**Information supplied**

[Start]

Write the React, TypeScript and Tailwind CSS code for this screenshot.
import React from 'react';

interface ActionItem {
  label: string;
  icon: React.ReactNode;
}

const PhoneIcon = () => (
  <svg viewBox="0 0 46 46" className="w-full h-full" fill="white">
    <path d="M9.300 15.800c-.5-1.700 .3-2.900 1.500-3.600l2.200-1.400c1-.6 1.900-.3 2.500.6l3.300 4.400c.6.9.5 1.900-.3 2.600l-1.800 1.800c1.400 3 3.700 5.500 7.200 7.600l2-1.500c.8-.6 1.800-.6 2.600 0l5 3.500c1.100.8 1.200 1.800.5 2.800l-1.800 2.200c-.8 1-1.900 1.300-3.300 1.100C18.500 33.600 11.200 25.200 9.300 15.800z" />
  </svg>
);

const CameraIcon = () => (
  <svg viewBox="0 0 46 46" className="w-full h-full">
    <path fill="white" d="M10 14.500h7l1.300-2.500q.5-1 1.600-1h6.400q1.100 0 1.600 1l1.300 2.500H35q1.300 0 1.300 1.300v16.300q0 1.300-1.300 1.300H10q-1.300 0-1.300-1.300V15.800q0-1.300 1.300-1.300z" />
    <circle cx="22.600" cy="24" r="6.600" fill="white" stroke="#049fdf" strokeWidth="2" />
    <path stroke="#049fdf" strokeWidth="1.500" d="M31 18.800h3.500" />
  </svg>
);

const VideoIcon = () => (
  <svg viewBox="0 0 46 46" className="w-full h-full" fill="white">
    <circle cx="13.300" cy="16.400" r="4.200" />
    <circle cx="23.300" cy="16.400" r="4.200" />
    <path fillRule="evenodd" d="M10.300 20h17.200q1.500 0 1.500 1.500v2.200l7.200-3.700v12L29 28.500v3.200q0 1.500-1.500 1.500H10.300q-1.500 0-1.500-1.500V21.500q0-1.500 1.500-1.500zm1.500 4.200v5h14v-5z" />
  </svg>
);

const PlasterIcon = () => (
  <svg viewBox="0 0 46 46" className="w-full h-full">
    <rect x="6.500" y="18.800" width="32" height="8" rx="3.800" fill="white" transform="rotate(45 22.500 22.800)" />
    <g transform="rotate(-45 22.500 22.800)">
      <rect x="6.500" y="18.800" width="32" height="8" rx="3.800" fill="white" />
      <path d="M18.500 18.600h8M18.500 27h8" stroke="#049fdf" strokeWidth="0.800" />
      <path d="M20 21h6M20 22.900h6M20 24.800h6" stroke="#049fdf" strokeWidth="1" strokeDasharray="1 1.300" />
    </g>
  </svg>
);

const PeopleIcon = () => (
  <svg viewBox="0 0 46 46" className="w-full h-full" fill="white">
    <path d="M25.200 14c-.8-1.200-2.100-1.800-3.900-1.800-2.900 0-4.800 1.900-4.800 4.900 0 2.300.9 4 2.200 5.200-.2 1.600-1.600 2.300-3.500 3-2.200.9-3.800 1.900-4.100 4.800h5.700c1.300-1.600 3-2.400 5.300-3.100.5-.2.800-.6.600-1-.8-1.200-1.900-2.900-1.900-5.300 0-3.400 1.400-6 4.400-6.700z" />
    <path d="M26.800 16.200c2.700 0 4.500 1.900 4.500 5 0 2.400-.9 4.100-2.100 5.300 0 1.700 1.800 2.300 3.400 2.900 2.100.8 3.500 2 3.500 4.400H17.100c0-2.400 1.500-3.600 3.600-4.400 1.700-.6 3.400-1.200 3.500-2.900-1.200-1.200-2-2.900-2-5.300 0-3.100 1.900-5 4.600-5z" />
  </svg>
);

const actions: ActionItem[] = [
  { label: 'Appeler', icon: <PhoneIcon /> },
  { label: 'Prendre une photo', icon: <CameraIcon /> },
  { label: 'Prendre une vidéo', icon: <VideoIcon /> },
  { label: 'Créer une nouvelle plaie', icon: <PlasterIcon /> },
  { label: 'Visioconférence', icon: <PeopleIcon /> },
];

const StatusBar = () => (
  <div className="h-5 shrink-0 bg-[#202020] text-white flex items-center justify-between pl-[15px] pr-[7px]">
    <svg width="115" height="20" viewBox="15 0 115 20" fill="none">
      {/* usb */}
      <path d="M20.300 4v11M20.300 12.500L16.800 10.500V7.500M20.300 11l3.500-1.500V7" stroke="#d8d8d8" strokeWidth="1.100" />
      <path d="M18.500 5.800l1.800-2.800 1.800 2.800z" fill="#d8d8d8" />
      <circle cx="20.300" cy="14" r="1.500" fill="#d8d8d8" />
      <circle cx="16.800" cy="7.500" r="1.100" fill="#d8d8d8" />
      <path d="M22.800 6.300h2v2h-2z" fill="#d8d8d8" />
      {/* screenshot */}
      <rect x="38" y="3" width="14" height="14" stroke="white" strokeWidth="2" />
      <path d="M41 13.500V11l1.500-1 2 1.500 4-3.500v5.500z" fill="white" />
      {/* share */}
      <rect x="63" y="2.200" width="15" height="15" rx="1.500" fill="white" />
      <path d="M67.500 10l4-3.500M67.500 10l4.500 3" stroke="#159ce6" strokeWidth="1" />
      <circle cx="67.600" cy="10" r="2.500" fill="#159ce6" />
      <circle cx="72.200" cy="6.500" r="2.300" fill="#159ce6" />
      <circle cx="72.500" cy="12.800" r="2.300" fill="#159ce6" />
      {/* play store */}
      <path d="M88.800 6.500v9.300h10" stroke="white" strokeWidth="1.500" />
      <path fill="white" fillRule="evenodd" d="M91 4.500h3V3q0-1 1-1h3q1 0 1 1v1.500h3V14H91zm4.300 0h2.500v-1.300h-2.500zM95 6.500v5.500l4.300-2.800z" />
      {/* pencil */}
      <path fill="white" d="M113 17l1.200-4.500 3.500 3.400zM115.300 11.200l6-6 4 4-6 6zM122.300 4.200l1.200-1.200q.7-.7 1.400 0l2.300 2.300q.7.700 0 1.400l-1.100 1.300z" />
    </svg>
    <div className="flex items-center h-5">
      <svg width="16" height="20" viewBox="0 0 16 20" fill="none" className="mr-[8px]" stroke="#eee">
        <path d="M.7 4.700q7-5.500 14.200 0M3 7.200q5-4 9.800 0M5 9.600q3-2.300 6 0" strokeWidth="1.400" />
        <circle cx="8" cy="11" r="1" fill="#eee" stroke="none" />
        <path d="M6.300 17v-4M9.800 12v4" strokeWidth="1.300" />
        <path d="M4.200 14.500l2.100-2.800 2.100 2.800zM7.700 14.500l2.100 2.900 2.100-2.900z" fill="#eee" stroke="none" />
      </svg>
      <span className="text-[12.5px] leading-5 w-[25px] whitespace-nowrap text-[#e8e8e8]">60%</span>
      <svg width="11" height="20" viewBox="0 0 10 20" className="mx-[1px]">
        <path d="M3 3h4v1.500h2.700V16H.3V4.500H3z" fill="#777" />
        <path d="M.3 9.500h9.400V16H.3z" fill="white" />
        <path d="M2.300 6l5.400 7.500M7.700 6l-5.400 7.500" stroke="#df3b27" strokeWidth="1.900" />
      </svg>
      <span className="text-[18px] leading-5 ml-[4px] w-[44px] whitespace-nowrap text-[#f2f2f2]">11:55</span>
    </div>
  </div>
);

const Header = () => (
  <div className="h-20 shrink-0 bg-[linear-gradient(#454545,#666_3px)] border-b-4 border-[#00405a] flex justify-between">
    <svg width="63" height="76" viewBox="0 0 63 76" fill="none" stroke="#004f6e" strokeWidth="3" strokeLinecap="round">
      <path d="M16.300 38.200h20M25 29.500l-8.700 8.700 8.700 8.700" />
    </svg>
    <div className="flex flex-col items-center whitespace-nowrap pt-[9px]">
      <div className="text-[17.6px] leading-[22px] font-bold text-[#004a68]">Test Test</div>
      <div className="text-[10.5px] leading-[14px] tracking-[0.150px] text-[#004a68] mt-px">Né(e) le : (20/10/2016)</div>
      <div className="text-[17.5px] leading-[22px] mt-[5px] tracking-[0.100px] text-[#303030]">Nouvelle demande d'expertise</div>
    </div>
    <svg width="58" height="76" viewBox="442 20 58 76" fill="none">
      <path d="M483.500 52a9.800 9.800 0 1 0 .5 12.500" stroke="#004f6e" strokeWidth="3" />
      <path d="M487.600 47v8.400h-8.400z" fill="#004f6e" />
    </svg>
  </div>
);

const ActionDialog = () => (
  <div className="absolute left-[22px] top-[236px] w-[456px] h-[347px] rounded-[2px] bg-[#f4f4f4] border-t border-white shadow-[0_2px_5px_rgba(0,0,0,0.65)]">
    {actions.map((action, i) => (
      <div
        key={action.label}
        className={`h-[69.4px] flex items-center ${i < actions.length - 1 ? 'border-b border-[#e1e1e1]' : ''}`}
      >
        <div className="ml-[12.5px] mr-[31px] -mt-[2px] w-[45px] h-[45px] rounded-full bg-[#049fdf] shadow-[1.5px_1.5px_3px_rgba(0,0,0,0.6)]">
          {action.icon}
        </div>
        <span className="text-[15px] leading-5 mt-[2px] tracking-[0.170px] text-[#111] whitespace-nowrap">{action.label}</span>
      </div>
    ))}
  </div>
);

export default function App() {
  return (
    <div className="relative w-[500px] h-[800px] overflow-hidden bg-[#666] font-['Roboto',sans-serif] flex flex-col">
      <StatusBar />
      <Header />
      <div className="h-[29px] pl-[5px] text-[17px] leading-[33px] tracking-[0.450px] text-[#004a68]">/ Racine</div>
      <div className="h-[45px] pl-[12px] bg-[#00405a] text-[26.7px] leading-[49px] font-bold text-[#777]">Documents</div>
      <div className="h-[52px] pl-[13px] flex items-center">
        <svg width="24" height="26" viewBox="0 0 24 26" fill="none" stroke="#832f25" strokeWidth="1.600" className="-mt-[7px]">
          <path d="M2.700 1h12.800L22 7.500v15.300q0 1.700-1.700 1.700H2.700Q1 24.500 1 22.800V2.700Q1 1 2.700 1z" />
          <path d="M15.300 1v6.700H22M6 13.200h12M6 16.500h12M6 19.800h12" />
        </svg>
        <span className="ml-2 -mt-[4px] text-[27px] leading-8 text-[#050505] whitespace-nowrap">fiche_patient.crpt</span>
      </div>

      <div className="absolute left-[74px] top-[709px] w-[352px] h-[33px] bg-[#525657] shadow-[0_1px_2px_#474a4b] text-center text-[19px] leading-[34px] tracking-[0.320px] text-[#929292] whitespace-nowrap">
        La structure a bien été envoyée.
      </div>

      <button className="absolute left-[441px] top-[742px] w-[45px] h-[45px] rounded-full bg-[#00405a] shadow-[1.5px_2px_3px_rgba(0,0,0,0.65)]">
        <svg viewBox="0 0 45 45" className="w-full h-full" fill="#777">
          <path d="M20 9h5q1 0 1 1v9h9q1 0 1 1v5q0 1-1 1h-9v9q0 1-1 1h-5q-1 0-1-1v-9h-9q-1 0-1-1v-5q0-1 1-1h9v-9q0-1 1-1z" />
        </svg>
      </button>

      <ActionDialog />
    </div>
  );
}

[End]

**Objective**
Copy each line of the listing in which the word "React" can be found.

**Written answer**
Write the React, TypeScript and Tailwind CSS code for this screenshot.
import React from 'react';
  icon: React.ReactNode;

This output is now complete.